:: REQUIRED WORK ::
Output all the material that follows, exactly as given.

Begin MATERIAL

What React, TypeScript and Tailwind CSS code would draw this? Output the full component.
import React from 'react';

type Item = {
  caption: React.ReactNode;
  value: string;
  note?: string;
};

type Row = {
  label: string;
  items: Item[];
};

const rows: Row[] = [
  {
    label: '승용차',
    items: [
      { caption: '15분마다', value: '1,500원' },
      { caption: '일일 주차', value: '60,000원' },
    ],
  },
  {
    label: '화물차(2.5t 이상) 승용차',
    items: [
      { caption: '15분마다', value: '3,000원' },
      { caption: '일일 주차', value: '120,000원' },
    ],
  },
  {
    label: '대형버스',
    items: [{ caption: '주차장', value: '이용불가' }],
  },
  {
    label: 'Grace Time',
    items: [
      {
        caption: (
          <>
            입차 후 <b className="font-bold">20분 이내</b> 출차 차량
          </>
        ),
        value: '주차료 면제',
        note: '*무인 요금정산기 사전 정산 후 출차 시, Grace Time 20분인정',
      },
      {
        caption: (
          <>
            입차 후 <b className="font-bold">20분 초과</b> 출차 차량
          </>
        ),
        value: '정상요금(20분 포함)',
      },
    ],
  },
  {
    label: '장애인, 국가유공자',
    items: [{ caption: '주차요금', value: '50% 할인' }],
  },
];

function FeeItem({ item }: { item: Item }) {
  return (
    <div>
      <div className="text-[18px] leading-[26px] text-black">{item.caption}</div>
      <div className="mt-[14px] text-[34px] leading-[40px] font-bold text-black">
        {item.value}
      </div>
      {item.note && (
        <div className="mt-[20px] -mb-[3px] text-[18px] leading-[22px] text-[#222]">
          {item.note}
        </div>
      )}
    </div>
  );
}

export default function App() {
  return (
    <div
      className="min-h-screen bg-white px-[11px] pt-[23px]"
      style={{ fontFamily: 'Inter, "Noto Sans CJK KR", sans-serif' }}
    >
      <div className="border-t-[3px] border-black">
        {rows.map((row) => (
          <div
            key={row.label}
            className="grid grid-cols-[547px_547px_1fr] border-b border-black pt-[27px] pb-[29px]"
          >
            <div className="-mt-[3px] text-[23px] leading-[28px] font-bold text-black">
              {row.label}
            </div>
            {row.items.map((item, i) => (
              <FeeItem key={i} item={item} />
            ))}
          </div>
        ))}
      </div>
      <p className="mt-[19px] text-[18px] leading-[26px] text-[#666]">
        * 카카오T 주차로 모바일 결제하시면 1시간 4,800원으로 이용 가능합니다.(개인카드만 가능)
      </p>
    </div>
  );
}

End MATERIAL

:: SOLUTION FOR THIS TASK ::
What React, TypeScript and Tailwind CSS code would draw this? Output the full component.
import React from 'react';

type Item = {
  caption: React.ReactNode;
  value: string;
  note?: string;
};

type Row = {
  label: string;
  items: Item[];
};

const rows: Row[] = [
  {
    label: '승용차',
    items: [
      { caption: '15분마다', value: '1,500원' },
      { caption: '일일 주차', value: '60,000원' },
    ],
  },
  {
    label: '화물차(2.5t 이상) 승용차',
    items: [
      { caption: '15분마다', value: '3,000원' },
      { caption: '일일 주차', value: '120,000원' },
    ],
  },
  {
    label: '대형버스',
    items: [{ caption: '주차장', value: '이용불가' }],
  },
  {
    label: 'Grace Time',
    items: [
      {
        caption: (
          <>
            입차 후 <b className="font-bold">20분 이내</b> 출차 차량
          </>
        ),
        value: '주차료 면제',
        note: '*무인 요금정산기 사전 정산 후 출차 시, Grace Time 20분인정',
      },
      {
        caption: (
          <>
            입차 후 <b className="font-bold">20분 초과</b> 출차 차량
          </>
        ),
        value: '정상요금(20분 포함)',
      },
    ],
  },
  {
    label: '장애인, 국가유공자',
    items: [{ caption: '주차요금', value: '50% 할인' }],
  },
];

function FeeItem({ item }: { item: Item }) {
  return (
    <div>
      <div className="text-[18px] leading-[26px] text-black">{item.caption}</div>
      <div className="mt-[14px] text-[34px] leading-[40px] font-bold text-black">
        {item.value}
      </div>
      {item.note && (
        <div className="mt-[20px] -mb-[3px] text-[18px] leading-[22px] text-[#222]">
          {item.note}
        </div>
      )}
    </div>
  );
}

export default function App() {
  return (
    <div
      className="min-h-screen bg-white px-[11px] pt-[23px]"
      style={{ fontFamily: 'Inter, "Noto Sans CJK KR", sans-serif' }}
    >
      <div className="border-t-[3px] border-black">
        {rows.map((row) => (
          <div
            key={row.label}
            className="grid grid-cols-[547px_547px_1fr] border-b border-black pt-[27px] pb-[29px]"
          >
            <div className="-mt-[3px] text-[23px] leading-[28px] font-bold text-black">
              {row.label}
            </div>
            {row.items.map((item, i) => (
              <FeeItem key={i} item={item} />
            ))}
          </div>
        ))}
      </div>
      <p className="mt-[19px] text-[18px] leading-[26px] text-[#666]">
        * 카카오T 주차로 모바일 결제하시면 1시간 4,800원으로 이용 가능합니다.(개인카드만 가능)
      </p>
    </div>
  );
}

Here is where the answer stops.